NOT A TAG, IT’S JUST A LAG.

Arohi is in Grade 5 studying at an International School in Mumbai. She loves her Art Classes and excels in Extempore & Elocution. While her grades in language and social studies are good, her struggle with mathematics is a huge concern. Poor scores in mathematics affect her aggregate scores and in spite of being a bright child otherwise, she lags behind in her overall academic performance. In India, you will find 15 to 18 Arohi's in a classroom of 40. These students are good at one subject, better at the other or struggling in something else. The problem here is that Arohi and other students like her have a different learning style. However, the age-old ‘ONE SIZE FITS ALL’ approach makes learning challenging for them.


Arohi is not learning disabled and therefore does not receive any extra help in the area she needs support with. In India, about 25 to 30% of students exhibit at least one form of learning problem, which is not a learning disability. The conservative approach in both Quality Education and Special Education disallows children to receive any kind of remedial support unless they are certified as “Learning Disabled” while the fact remains that if there is a learning lag then it has to be complemented with relevant and corresponding support.


Back in 2012, I learned about the ‘Response To Intervention’ (RTI) Framework, a US-generated capsule, a schoolwide initiative designed to facilitate a systemic change in addressing the achievement gap between students from different socio-economic and cultural backgrounds (Fuchs & Fuchs,2006). The RTI framework has all the necessary components to advance education as a Sustainable Developmental Goal (SDG) including increasing educational access and attainment of education, improving quality of education and inspiring transformative learning in different education contexts (Didham & Ofei-Manu, 2013.) This came as an antidote to the prevalent system that prevented students from receiving support in just the areas that they needed. Response To Intervention states that the school’s goal should be to intervene; step-in and start helping before a child falls far behind. It is often difficult for a teacher to point out why a certain student struggles or why certain students do not perform at a grade-appropriate level, RTI aims to identify these struggling students early on and give them the relevant support they need to be successful in their scholastic journey.

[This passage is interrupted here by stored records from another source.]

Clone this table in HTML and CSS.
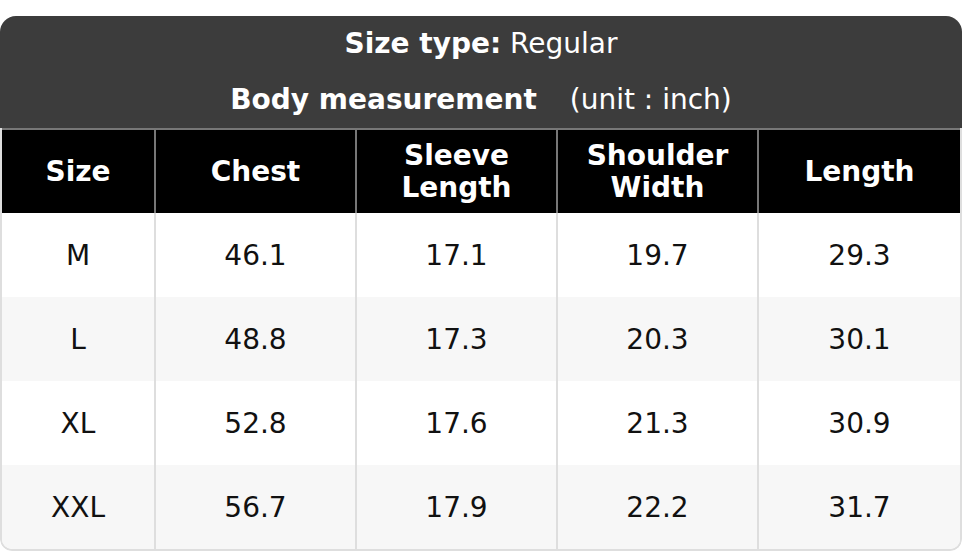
FILE: index.html
```html
<!DOCTYPE html>
<html>
<head>
<meta charset="utf-8">
<link rel="stylesheet" href="styles.css">
</head>
<body>
<div class="card">
  <div class="title">
    <div class="title-line"><b>Size type:</b> Regular</div>
    <div class="title-line"><b>Body measurement</b><span class="unit">(unit : inch)</span></div>
  </div>
  <div class="table-wrap">
    <table class="size-table">
      <colgroup>
        <col class="c-size">
        <col class="c-val">
        <col class="c-val">
        <col class="c-val">
        <col>
      </colgroup>
      <thead>
        <tr>
          <th>Size</th>
          <th>Chest</th>
          <th>Sleeve<br>Length</th>
          <th>Shoulder<br>Width</th>
          <th>Length</th>
        </tr>
      </thead>
      <tbody>
        <tr><td>M</td><td>46.1</td><td>17.1</td><td>19.7</td><td>29.3</td></tr>
        <tr><td>L</td><td>48.8</td><td>17.3</td><td>20.3</td><td>30.1</td></tr>
        <tr><td>XL</td><td>52.8</td><td>17.6</td><td>21.3</td><td>30.9</td></tr>
        <tr><td>XXL</td><td>56.7</td><td>17.9</td><td>22.2</td><td>31.7</td></tr>
      </tbody>
    </table>
  </div>
</div>
</body>
</html>
```

FILE: styles.css
```css
html, body {
  margin: 0;
  padding: 0;
  background: #fff;
}
body {
  padding-top: 16px;
  font-family: "DejaVu Sans", sans-serif;
  color: #111;
}
.card {
  width: 962px;
  border-radius: 16px 16px 12px 12px;
  overflow: hidden;
}
.title {
  background: #3c3c3c;
  color: #fff;
  text-align: center;
  font-size: 28px;
}
.title-line {
  height: 56px;
  line-height: 56px;
}
.unit {
  margin-left: 33px;
}
.table-wrap {
  border: 2px solid #dedede;
  border-top: none;
  border-radius: 0 0 12px 12px;
  overflow: hidden;
}
.size-table {
  width: 100%;
  border-collapse: collapse;
  table-layout: fixed;
}
.c-size { width: 153px; }
.c-val { width: 201px; }
.size-table th {
  background: #000;
  color: #fff;
  font-weight: bold;
  font-size: 28px;
  line-height: 32px;
  height: 84px;
  padding: 0;
  border: 2px solid #777;
  border-bottom: none;
  box-sizing: border-box;
}
.size-table th:first-child { border-left: none; }
.size-table th:last-child { border-right: none; }
.size-table td {
  text-align: center;
  font-size: 28px;
  height: 84px;
  padding: 0;
  border-left: 2px solid #dedede;
  border-right: 2px solid #dedede;
}
.size-table td:first-child { border-left: none; }
.size-table td:last-child { border-right: none; }
.size-table tbody tr:nth-child(even) td {
  background: #f7f7f7;
}
```
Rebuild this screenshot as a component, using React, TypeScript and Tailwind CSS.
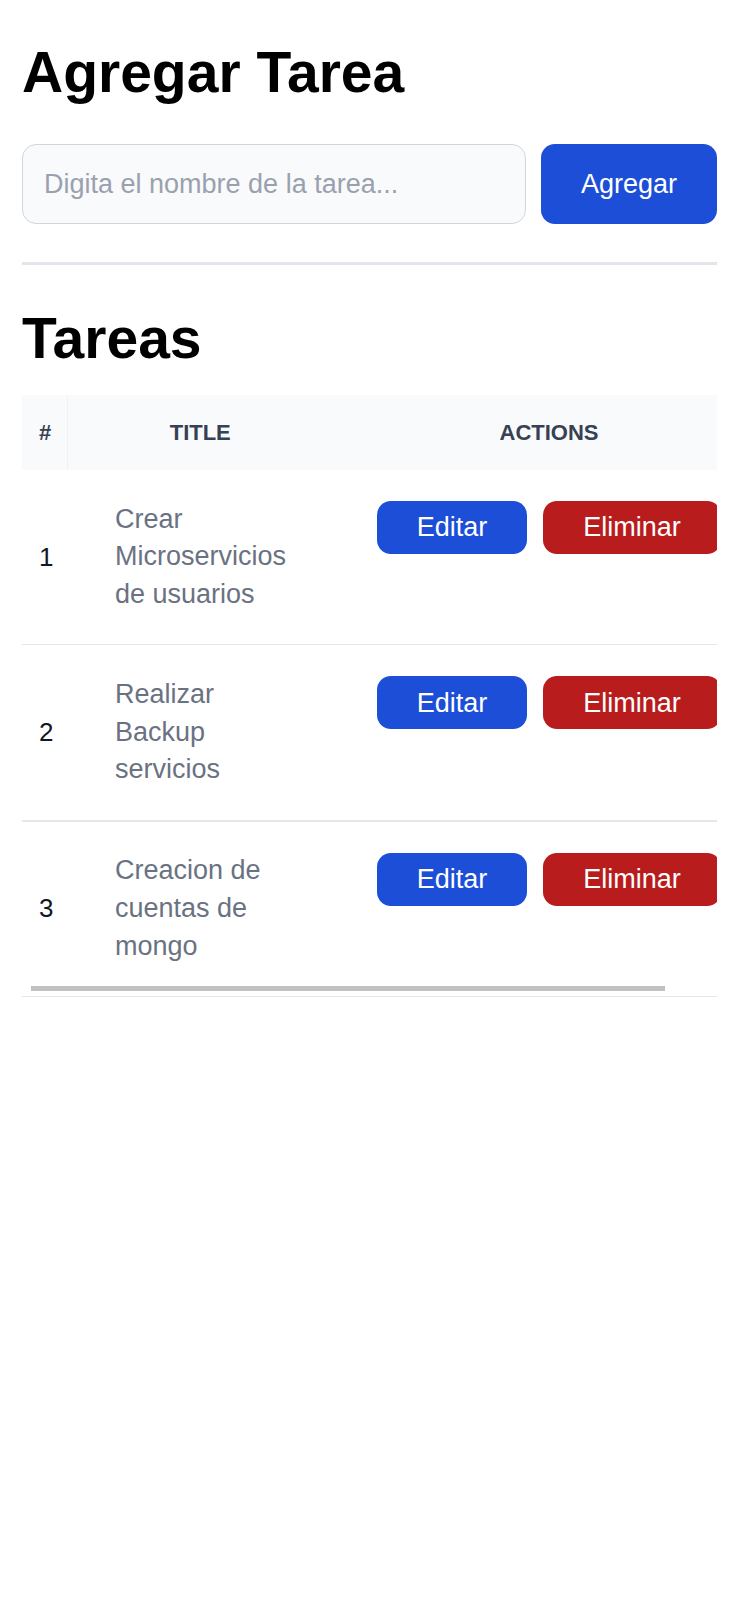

Response To Intervention helps or enables the schools to understand which students need Instructional Intervention which in turn suggests what the teachers and the school can do differently to help a child improve in a specific area and him or her to acquire a certain specific skill set. These interventions can be a part of classroom-wide instructions where the teacher can put children into smaller groups as per their learning styles and not as per their weaknesses.


In my experience over the last 8 years with Mimaansa, a Non-Governmental Organization, that propounds the Response To Intervention framework on mainstream government-run schools in Thane, I have realized that the RTI framework model leverages on differentiated instruction and puts the onus on the teaching fraternity, allowing children to learn the way they can without tagging them and giving them a new identity of their disability or their limitations. Teachers are encouraged to use research-based interventions to facilitate student’s reading, arithmetic, visual perception and writing skills, etc. This can be achieved even without isolating them and keeping them in the mainstream bracket of students with a clear focus on improving their learning outcomes.


The Response To Intervention framework entails the involvement of several people such as classroom teachers, specific subject teachers, specialized education assistants, remedial teachers, special educators, counselors and parents. The framework contains components such as relevant formative assessments, validated informal assessments based on the curriculum and principles of curriculum-based measurements. It is a long drawn process that takes a minimum of 1 to 2 years to see a significant impact or shift in the student’s learning outcomes and, more so, their learning experience.


The good news here is that this framework has been used within India on a controlled group population (Group i) and the results have been astounding. It shows that students who entered the RTI system earlier demonstrated the most significant improvements in all subjects. In some cases, the academic skills of students grew faster than the ones outside of Group i. The results also revealed that our current core curriculum has not been meeting the needs of a large percentage of the student population. It further concluded that all students in a mainstream classroom will perform better if Response To Intervention blends within the classroom.


It shall, therefore, be safe to say that with the right teaching methods, appropriate teaching attitude and a whole lot of research-based techniques these students can make progress without getting accommodations and that there can be an increase in the number of students who are meaningful additions to our Indian mainstream classrooms. Every ‘Can do better’ and ‘Has better potential’ remark must be accompanied by a better teaching strategy, personalized teaching assistance and an appropriate teaching-learning approach.

I have seen this framework come to life on the premises of under-resourced government schools and therefore I am beyond confident that all schools and, more importantly, all students will benefit from this framework, irrespective of their ability. Another thing I can be certain of is that this will reduce the number of Arohi’s in Indian classrooms.